Menos de duas horas depois, declararam: “O tirano Bashar al-Assad fugiu”.
“Depois de 50 anos de opressão sob o governo do Baath e 13 anos de crime, tirania e deslocamento [forçado]… hoje anunciamos o fim deste período negro e o início de uma nova era para a Síria”, disseram.
Altos oficiais do exército disseram que o presidente fugiu da capital de avião para um destino desconhecido pouco antes da chegada dos rebeldes.
O primeiro-ministro de Assad, Mohammed al-Jalali, anunciou então num vídeo que estava “pronto para cooperar com” qualquer liderança que fosse “escolhida pelo povo sírio”.
Jawlani ordenou às suas forças que não se aproximassem das instituições oficiais, dizendo que permaneceriam sob a autoridade do primeiro-ministro até serem entregues “oficialmente”.
Como reagiram as potências globais e regionais?
A Casa Branca disse que o presidente dos EUA, Joe Biden, e a sua equipa estão a “monitorizar de perto os acontecimentos extraordinários na Síria e a manter contacto constante com parceiros regionais”.
Os EAU disseram que continuam “muito preocupados” com as ameaças à integridade territorial da Síria e com o risco de o país poder sucumbir ao extremismo e ao terrorismo.

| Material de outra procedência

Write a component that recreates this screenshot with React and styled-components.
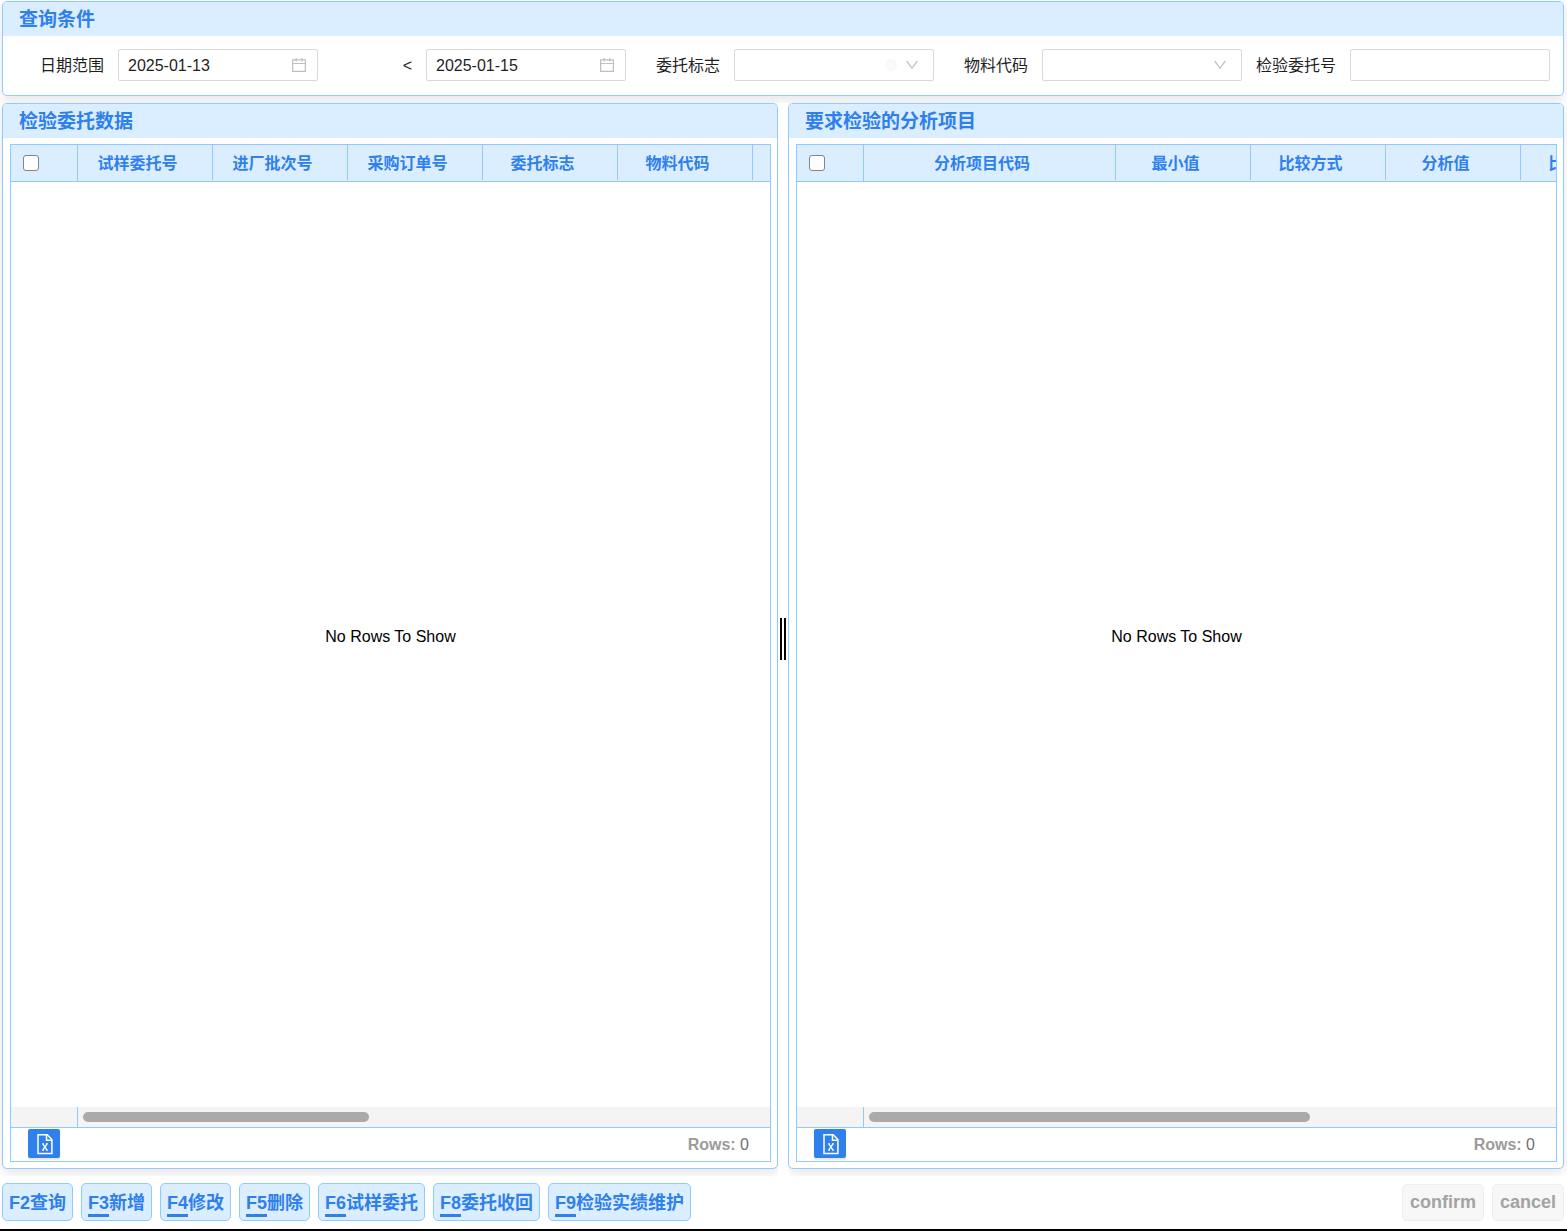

“A Síria ainda não está fora de perigo”, disse Anwar Gargash, conselheiro diplomático do presidente dos Emirados Árabes Unidos. “Esperamos que os sírios trabalhem juntos para que não vejamos apenas mais um episódio de caos iminente”.
O enviado especial das Nações Unidas para a Síria, Geir Pedersen, disse que hoje “marca um momento decisivo na história da Síria”.
O país suportou quase 14 anos de guerra civil, enfrentando “sofrimento implacável e perdas indescritíveis”, diz ele.
“Este capítulo sombrio deixou cicatrizes profundas, mas hoje olhamos com cautelosa esperança para a abertura de um novo ciclo – de paz, reconciliação, dignidade e inclusão para todos os sírios.”